Saved entries:
========================

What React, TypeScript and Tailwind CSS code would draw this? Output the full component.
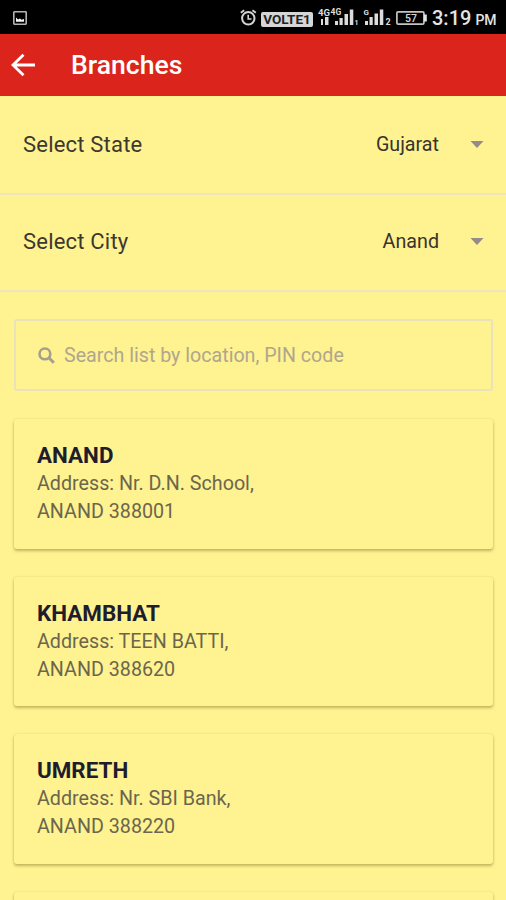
import React, { useState } from 'react';

const StatusBar: React.FC = () => (
  <div className="flex h-[34px] shrink-0 items-center bg-black pl-[13px] text-[#e4e4e4]">
    <svg className="mt-[2px] h-[14px] w-[14px] shrink-0" viewBox="0 0 14 14">
      <rect x="0.8" y="0.8" width="12.4" height="12.4" rx="0.6" fill="none" stroke="#b4b4b4" strokeWidth="1.6" />
      <path d="M3 10.8V6.5l2 2 2-1 1.5 1.2L11 8v2.8z" fill="#f4f4f4" />
    </svg>

    <svg className="ml-[213px] mt-[1px] h-[18px] w-[17px] shrink-0" viewBox="0 0 17 18" fill="none" stroke="#d4d4d4">
      <circle cx="8.3" cy="9.3" r="6.2" strokeWidth="2" />
      <path d="M8.2 5.8v4.2h3.3" strokeWidth="1.6" />
      <path d="M0.8 3.8l3.4-2.6M15.8 3.8l-3.4-2.6" strokeWidth="1.8" />
    </svg>
    <span className="ml-[4px] mt-[5px] flex h-[15px] w-[52px] shrink-0 items-center justify-center rounded-[2px] bg-[#d6d6d6] text-[13.5px] font-bold leading-none text-[#222]">
      VOLTE1
    </span>

    {/* Dual SIM signal strength */}
    <svg className="ml-[5px] h-[34px] w-[74px] shrink-0" viewBox="0 0 74 34" fill="#dcdcdc">
      <g fontFamily="Roboto, sans-serif" fontWeight="700">
        <text x="0" y="15.5" fontSize="9.5">4G</text>
        <text x="12.5" y="15" fontSize="8.5">4G</text>
        <text x="45.5" y="15" fontSize="8">G</text>
        <text x="36.5" y="25" fontSize="7">1</text>
        <text x="67.5" y="25" fontSize="9">2</text>
      </g>
      <path d="M3 19h2v6H3zM7 17h3.5v8H7z" />
      <path d="M17 21h3v4h-3zM21.5 18h3.2v7h-3.2zM26.5 14H30v11h-3.5zM31.8 9.5h3.5V25h-3.5z" />
      <path d="M47 21h3v4h-3zM51.5 17h3.2v8h-3.2zM56.5 13.5H60V25h-3.5zM61.8 9.500h3.5V25h-3.5z" />
    </svg>

    <svg className="ml-[4px] mt-[2px] h-[14px] w-[31px] shrink-0" viewBox="0 0 31 14">
      <rect x="0.9" y="0.9" width="27" height="12.2" rx="1.2" fill="none" stroke="#c4c4c4" strokeWidth="1.7" />
      <path d="M28 3.5h2.8v7H28z" fill="#e4e4e4" />
      <text x="15" y="10.8" textAnchor="middle" fontSize="10.5" fontWeight="500" fill="#d8d8d8" fontFamily="Roboto, sans-serif">57</text>
    </svg>
    <span className="ml-[5px] mt-[2px] whitespace-nowrap text-[20px] font-medium leading-none">
      3:19<span className="ml-[4px] text-[14px]">PM</span>
    </span>
  </div>
);

const SelectRow: React.FC<{ label: string; value: string }> = ({ label, value }) => (
  <button className="flex h-[97px] w-full shrink-0 items-center border-b-2 border-[#ece5bd] pb-[2px] pl-[23px] pr-[22px] text-left text-[#3c3830]">
    <span className="flex-1 text-[22px] tracking-[0.2px]">{label}</span>
    <span className="text-[19.7px] text-[#38342c]">{value}</span>
    <svg className="ml-[31px] h-[7px] w-[14px]" viewBox="0 0 14 7">
      <path d="M0.5 0h13L7 7z" fill="#958b8b" />
    </svg>
  </button>
);

const App: React.FC = () => {
  const [query, setQuery] = useState('');

  const branches = [
    { name: 'ANAND', address: 'Nr. D.N. School,', pin: 'ANAND 388001' },
    { name: 'KHAMBHAT', address: 'TEEN BATTI,', pin: 'ANAND 388620' },
    { name: 'UMRETH', address: 'Nr. SBI Bank,', pin: 'ANAND 388220' },
  ];

  return (
    <div className="flex h-[900px] w-[506px] flex-col overflow-hidden bg-[#fef291] font-[Roboto,sans-serif]">
      <StatusBar />

      <header className="flex h-[62px] shrink-0 items-center bg-[#db251c] pl-[11px] text-white">
        <svg className="h-[24px] w-[24px]" viewBox="0 0 24 24" fill="none" stroke="currentColor" strokeWidth="2.8">
          <path d="M24 12H2M12.5 1.8L2 12l10.5 10.2" />
        </svg>
        <h1 className="ml-[36px] text-[26.6px] font-medium leading-none">Branches</h1>
      </header>

      <div className="shrink-0 pt-[2px]">
        <SelectRow label="Select State" value="Gujarat" />
        <SelectRow label="Select City" value="Anand" />
      </div>

      <div className="ml-[14px] mr-[13px] mt-[27px] flex h-[72px] shrink-0 items-center rounded-[3px] border-2 border-[#eae2bb] pl-[22px]">
        <svg className="h-[17px] w-[17px]" viewBox="0 0 17 17" fill="none" stroke="#a79f8c">
          <circle cx="6.9" cy="6.9" r="5.4" strokeWidth="2.6" />
          <path d="M10.8 10.8l5 5" strokeWidth="3" />
        </svg>
        <input
          value={query}
          onChange={e => setQuery(e.target.value)}
          placeholder="Search list by location, PIN code"
          className="ml-[9px] flex-1 bg-transparent pt-[2px] text-[19.65px] outline-none placeholder:text-[#b0a68d]"
        />
      </div>

      <div className="ml-[14px] mr-[13px] mt-[28px] flex flex-col gap-[28px]">
        {branches.filter(b => b.name.includes(query.toUpperCase())).map(b => (
          <div
            key={b.name}
            className="h-[129.5px] shrink-0 rounded-[3px] bg-[#fef291] px-[23px] pt-[23px] shadow-[0_2px_3px_rgba(90,80,0,0.35),0_0_2px_rgba(90,80,0,0.15)]"
          >
            <h2 className="mb-[2px] text-[22.4px] font-bold leading-[26px] text-[#1f1c2c]">{b.name}</h2>
            <p className="text-[19.7px] leading-[28px] text-[#6c664d]">Address: {b.address}</p>
            <p className="text-[19.7px] leading-[28px] text-[#6c664d]">{b.pin}</p>
          </div>
        ))}
        {/* top edge of the next card */}
        <div className="h-[129.5px] shrink-0 rounded-[3px] bg-[#fef291] shadow-[0_2px_3px_rgba(90,80,0,0.35),0_0_2px_rgba(90,80,0,0.15)]" />
      </div>
    </div>
  );
};

export default App;
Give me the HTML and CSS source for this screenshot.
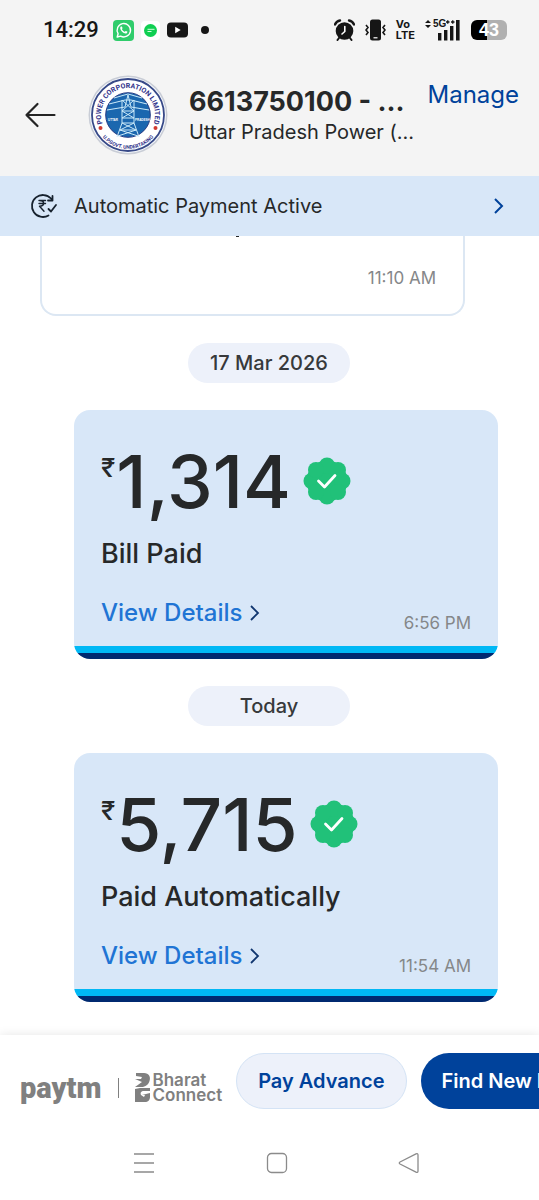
FILE: index.html
```html
<!DOCTYPE html>
<html lang="en">
<head>
<meta charset="utf-8">
<meta name="viewport" content="width=device-width, initial-scale=1">
<title>Automatic Payment</title>
<link rel="stylesheet" href="styles.css">
</head>
<body>
<div class="app">
  <div class="status">
    <div class="status-left">
      <span class="clock">14:29</span>
      <svg width="21" height="21" viewBox="0 0 21 21"><rect width="21" height="21" rx="4" fill="#2fcc6b"/><path d="M4.200 17l.9-3.300a6.700 6.700 0 1 1 2.500 2.400z" fill="none" stroke="#fff" stroke-width="1.400" stroke-linejoin="round"/><path d="M7.600 6.800c.5-.6 1.200-.5 1.400 0l.5 1.200c.1.400-.5.900-.6 1.200.6 1.200 1.500 2 2.700 2.500.3 0 .8-.9 1.200-.8l1.400.7c.4.300.1 1.300-.5 1.700-2.400 1.300-6.900-3-6.500-5.500.1-.400.200-.700.400-1z" fill="#fff"/></svg>
      <svg width="19" height="19" viewBox="0 0 19 19"><rect width="19" height="19" rx="4" fill="#fff"/><circle cx="9.500" cy="9.500" r="6.500" fill="#10cf52"/><path d="M6.500 8.300h7M6.500 10.500h4" stroke="#d5ffe2" stroke-width="1"/></svg>
      <svg width="21" height="16" viewBox="0 0 21 16"><rect y=".5" width="21" height="15" rx="4" fill="#161616"/><path d="M8.200 4.800v6.400l5.500-3.200z" fill="#fff"/></svg>
      <span class="dot"></span>
    </div>
    <div class="status-right">
      <svg width="21" height="22" viewBox="0 0 21 22" fill="none" stroke="#161616"><circle cx="10.500" cy="12" r="8.800" fill="#161616" stroke="none"/><path d="M1 5.500Q2.500 2 6 1.500M20 5.500Q18.500 2 15 1.500" stroke-width="2.400" stroke-linecap="round"/><path d="M5 19l-1.500 2M16 19l1.500 2" stroke-width="2" stroke-linecap="round"/><path d="M10.800 7.500v5l-2.800 2.500" stroke="#fff" stroke-width="1.600" stroke-linecap="round"/></svg>
      <svg width="21" height="22" viewBox="0 0 21 22" fill="none" stroke="#161616" stroke-width="1.600"><rect x="5" y="0.500" width="11" height="21" rx="2.500" fill="#161616" stroke="none"/><path d="M8.500 18.800h4" stroke="#fff" stroke-width="1.200"/><path d="M1 6l2 2.500-2 2.500 2 2.500-2 2.500M20 6l-2 2.500 2 2.500-2 2.500 2 2.500"/></svg>
      <span class="volte"><span>Vo</span><span>LTE</span></span>
      <svg width="36" height="22" viewBox="0 0 36 22" fill="#161616"><path d="M0 4l3-3 3 3zM0 6l3 3 3-3z"/><text x="8" y="8" class="net">5G</text><path d="M21 3h3.500M22.750 1.200v3.600M26 3h3.500M27.750 1.200v3.600" stroke="#161616" stroke-width="1.300"/><path d="M13 14h3.400v7.500H13zM19 11h3.400v10.500H19zM25 7h3.400v14.500H25zM31 1h3.600v20.500H31z"/></svg>
      <span class="battery">43</span>
    </div>
  </div>

  <header class="header">
    <button class="back" aria-label="Back"><svg width="32" height="26" viewBox="0 0 32 26" fill="none" stroke="#232323" stroke-width="2.200" stroke-linecap="round" stroke-linejoin="round"><path d="M13.500 2L2.500 13l11 11M2.500 13h28"/></svg></button>
    <svg class="seal" width="80" height="80" viewBox="0 0 80 80" role="img" aria-label="Uttar Pradesh Power Corporation Limited">
      <defs><path id="arc-top" d="M20.900 59.100A27 27 0 1 1 59.100 59.100"/><path id="arc-low" d="M9 53A33.500 33.500 0 0 0 71 53"/></defs>
      <circle cx="40" cy="40" r="39.500" fill="#c9cdd6"/><circle cx="40" cy="40" r="38" fill="#f5f8fc"/>
      <circle cx="40" cy="40" r="36" fill="#fff" stroke="#374988" stroke-width="1.800"/>
      <circle cx="40" cy="40" r="22.300" fill="#1b67af" stroke="#263a83" stroke-width="1"/>
      <g class="seal-text"><text text-anchor="middle" class="seal-top"><textPath href="#arc-top" startOffset="50%">POWER CORPORATION LIMITED</textPath></text>
      <text text-anchor="middle" class="seal-low"><textPath href="#arc-low" startOffset="50%">U.P.GOVT. UNDERTAKING</textPath></text></g>
      <circle cx="12.500" cy="53" r="2" fill="#d03a31"/><circle cx="67.500" cy="53" r="2" fill="#d03a31"/>
      <path d="M19 35l18-3 3-12 3 12 18 3M21 29l16-4h6l16 4M26 23l14-4 14 4M34 25v23M46 25v23M34 36h12M34 43h12M34 25l12 11M46 25L34 36M34 36l12 7M46 36l-12 7M34 48h12l5 14M34 48l-5 14M34 48l14 7M46 48l-14 7M32 55h16M32 55l18 6M48 55l-18 6" fill="none" stroke="#cbeaf9" stroke-width="1"/>
      <text x="20" y="46" class="seal-name">UTTAR</text><text x="47" y="46" class="seal-name">PRADESH</text>
    </svg>
    <div class="who"><h1 class="account">6613750100 - ...</h1><p class="biller">Uttar Pradesh Power (...</p></div>
    <a class="manage" href="#manage">Manage</a>
  </header>

  <a class="banner" href="#autopay">
    <svg width="28" height="26" viewBox="0 0 28 26" fill="none" stroke="#17222e" stroke-width="1.800" stroke-linecap="round" stroke-linejoin="round"><path d="M21 5.500A11 11 0 1 0 18.500 22.500M22.500 3v4.500h-4.500M18.500 16l2.500 2.500 5-6.500"/><path d="M9 7.500h6.500M9 10.500h6.500M9.500 7.500c5.500 0 5.500 5.800 0 5.800l4.500 5" stroke-width="1.400"/></svg>
    <span class="banner-label">Automatic Payment Active</span>
    <svg width="12" height="18" viewBox="0 0 12 18" fill="none" stroke="#00429b" stroke-width="2"><path d="M2 2l7 7-7 7"/></svg>
  </a>

  <main class="feed">
    <article class="received"><span class="tail"></span><time class="time">11:10 AM</time></article>
    <div class="day">17 Mar 2026</div>
    <article class="paid">
      <div class="amount"><span class="rupee">₹</span><span class="value">1,314</span>
        <svg class="badge" width="48" height="48" viewBox="-24 -24 48 48"><g fill="#21c179"><circle r="20.500"/><circle cy="-15.500" r="8"/><circle cy="15.500" r="8"/><circle cx="-15.500" r="8"/><circle cx="15.500" r="8"/><circle cx="-11" cy="-11" r="8"/><circle cx="11" cy="-11" r="8"/><circle cx="-11" cy="11" r="8"/><circle cx="11" cy="11" r="8"/></g><path d="M-8.500 0l6 6L8-5.500" fill="none" stroke="#fff" stroke-width="2.800" stroke-linecap="round" stroke-linejoin="round"/></svg>
      </div>
      <p class="state">Bill Paid</p>
      <div class="foot"><a class="details" href="#bill">View Details <svg width="10" height="16" viewBox="0 0 10 16" fill="none" stroke="#10366f" stroke-width="1.800"><path d="M1 1l7 7-7 7"/></svg></a><time class="time">6:56 PM</time></div>
    </article>
    <div class="day">Today</div>
    <article class="paid">
      <div class="amount"><span class="rupee">₹</span><span class="value">5,715</span>
        <svg class="badge" width="48" height="48" viewBox="-24 -24 48 48"><g fill="#21c179"><circle r="20.500"/><circle cy="-15.500" r="8"/><circle cy="15.500" r="8"/><circle cx="-15.500" r="8"/><circle cx="15.500" r="8"/><circle cx="-11" cy="-11" r="8"/><circle cx="11" cy="-11" r="8"/><circle cx="-11" cy="11" r="8"/><circle cx="11" cy="11" r="8"/></g><path d="M-8.500 0l6 6L8-5.500" fill="none" stroke="#fff" stroke-width="2.800" stroke-linecap="round" stroke-linejoin="round"/></svg>
      </div>
      <p class="state">Paid Automatically</p>
      <div class="foot"><a class="details" href="#autopaid">View Details <svg width="10" height="16" viewBox="0 0 10 16" fill="none" stroke="#10366f" stroke-width="1.800"><path d="M1 1l7 7-7 7"/></svg></a><time class="time">11:54 AM</time></div>
    </article>
  </main>

  <footer class="actions">
    <div class="brands">
      <span class="paytm">paytm</span>
      <span class="rule"></span>
      <svg width="16" height="30" viewBox="0 0 16 30" fill="#808080"><path d="M1 0h8c5 0 7 4 5.500 8-1 3.500-4 6-8 6H0l7-5-7-3h6l1-2-6-1z"/><path d="M0 16l5-1h10v3H9c-3 0-4 2-3 4l3 2 1-2H7l8-2v4c0 3-2 5-5 5H0z"/></svg>
      <span class="bharat"><span>Bharat</span><span>Connect</span></span>
    </div>
    <button class="pill pill-light">Pay Advance</button>
    <button class="pill pill-dark">Find New Bill</button>
  </footer>

  <nav class="system">
    <button aria-label="Recent apps"><svg width="22" height="22" viewBox="0 0 22 22" fill="none" stroke="#8b8b8b" stroke-width="1.300"><path d="M1 2h20M1 11h20M1 20h20"/></svg></button>
    <button aria-label="Home"><svg width="22" height="22" viewBox="0 0 22 22" fill="none" stroke="#8b8b8b" stroke-width="1.300"><rect x="1.500" y="1.500" width="19" height="19" rx="4"/></svg></button>
    <button aria-label="Back"><svg width="22" height="22" viewBox="0 0 22 22" fill="none" stroke="#8b8b8b" stroke-width="1.300" stroke-linejoin="round"><path d="M2 10L18 1.800Q20 1 20 3v16q0 2-2 1.200L2 12q-1.500-1 0-2z"/></svg></button>
  </nav>
</div>
</body>
</html>
```
FILE: styles.css
```css
* { box-sizing: border-box; }
body { margin: 0; background: #fff; color: #262829; font-family: Inter, "Noto Sans", sans-serif; }
h1, p { margin: 0; }
a { color: inherit; text-decoration: none; }
button { margin: 0; padding: 0; border: 0; background: none; font: inherit; color: inherit; }
svg { display: block; flex: none; }

.app { display: flex; flex-direction: column; height: 100vh; overflow: hidden; }

.status { display: flex; flex: none; align-items: center; justify-content: space-between; height: 60px; padding: 0 32px 0 43px; background: #f4f4f4; color: #161616; }
.status-left, .status-right { display: flex; align-items: center; }
.status-left { gap: 7px; }
.clock { margin-right: 7px; font: 500 22px/28px Roboto, sans-serif; }
.dot { width: 8px; height: 8px; margin-left: 6px; border-radius: 50%; background: #161616; }
.status-right { gap: 10px; }
.volte { display: flex; flex-direction: column; font-size: 11px; font-weight: 700; line-height: 11px; }
.net { font: 700 10px "Liberation Sans", sans-serif; }
.battery { width: 36px; height: 20px; border-radius: 6px; background: linear-gradient(90deg, #000 45%, #b0b0b0 45%); color: #fff; font: 700 18px/20px "Liberation Sans", sans-serif; text-align: center; }

.header { display: flex; flex: none; align-items: flex-start; height: 116px; padding: 15px 20px 0 24px; background: #f4f4f4; }
.back { margin: 27px 32px 0 0; }
.seal { margin-right: 21px; }
.seal-text { fill: #30318a; font-family: Roboto, sans-serif; font-weight: 700; }
.seal-top { font-size: 7px; }
.seal-low { font-size: 5px; }
.seal-name { fill: #fff; font: 700 3px "Liberation Sans", sans-serif; }
.who { flex: 1; min-width: 0; padding-top: 11px; white-space: nowrap; }
.account { font-size: 27px; font-weight: 700; line-height: 32px; }
.biller { font-size: 20px; line-height: 28px; }
.manage { padding-top: 4px; color: #00429b; font-size: 24px; line-height: 32px; }

.banner { display: flex; flex: none; align-items: center; height: 60px; padding: 0 34px 0 30px; background: #d8e7f8; }
.banner-label { flex: 1; margin-left: 16px; font-size: 20px; line-height: 28px; }

.feed { display: flex; flex: 1; flex-direction: column; justify-content: flex-end; min-height: 0; padding: 0 41px 33px 40px; overflow: hidden; }
.received { display: flex; flex: none; flex-direction: column; align-items: flex-end; justify-content: space-between; width: calc(100% - 33px); height: 82px; padding: 0 27px 24px; border: 2px solid #dce7f3; border-top: 0; border-radius: 0 0 16px 16px; }
.tail { align-self: flex-start; width: 3px; height: 3px; margin-left: 167px; background: #262829; }
.time { color: #858789; font-size: 17px; line-height: 24px; }
.day { flex: none; align-self: center; min-width: 162px; margin: 27px 0; padding: 6px 20px; border-radius: 20px; background: #edf1fa; color: #37393b; font-size: 20px; font-weight: 500; line-height: 28px; text-align: center; }
.paid { display: flex; flex: none; flex-direction: column; margin-left: 34px; padding: 32px 27px 22px; border-radius: 16px; background: linear-gradient(0deg, #002970 6px, #00b8f5 6px, #00b8f5 13px, #d8e7f8 13px); }
.amount { display: flex; align-items: center; height: 80px; }
.rupee { align-self: flex-start; padding-top: 10px; font-size: 26px; font-weight: 500; line-height: 32px; }
.value { margin-left: 1px; font-size: 73px; font-weight: 500; line-height: 80px; }
.badge { margin: 0 0 3px 12px; }
.state { margin-top: 16px; font-size: 27px; font-weight: 500; line-height: 32px; }
.foot { display: flex; align-items: flex-end; justify-content: space-between; margin-top: 27px; }
.foot .time { margin-bottom: 2px; }
.details { display: flex; align-items: center; gap: 8px; padding-bottom: 8px; color: #2074d4; font-size: 24px; font-weight: 500; line-height: 32px; }

.actions { z-index: 1; display: flex; flex: none; align-items: center; gap: 14px; padding: 18px 0 17px 20px; background: #fff; box-shadow: 0 0 10px rgba(0, 0, 0, .1); clip-path: inset(-10px 0 0 0); }
.brands { display: flex; flex: none; align-items: center; padding-top: 14px; color: #808080; }
.paytm { font: 900 29px/32px Roboto, sans-serif; }
.rule { width: 1px; height: 20px; margin: 0 16px; background: #808080; }
.bharat { display: flex; flex-direction: column; margin-left: 2px; font-size: 17px; font-weight: 600; line-height: 15px; }
.pill { flex: none; height: 56px; padding: 0 21px; border-radius: 28px; font-size: 20px; font-weight: 600; line-height: 28px; white-space: nowrap; }
.pill-light { border: 1px solid #d4e3f5; background: #edf1fa; color: #00429b; }
.pill-dark { background: #00429b; color: #fff; }

.system { display: flex; flex: none; align-items: center; justify-content: space-between; height: 74px; padding: 0 119px 0 133px; background: #fff; }
```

========================

[EXERCISE AIM] Locate each line with the word "React" and copy it.

[WORKED ANSWER]
What React, TypeScript and Tailwind CSS code would draw this? Output the full component.
import React, { useState } from 'react';
const StatusBar: React.FC = () => (
const SelectRow: React.FC<{ label: string; value: string }> = ({ label, value }) => (
const App: React.FC = () => {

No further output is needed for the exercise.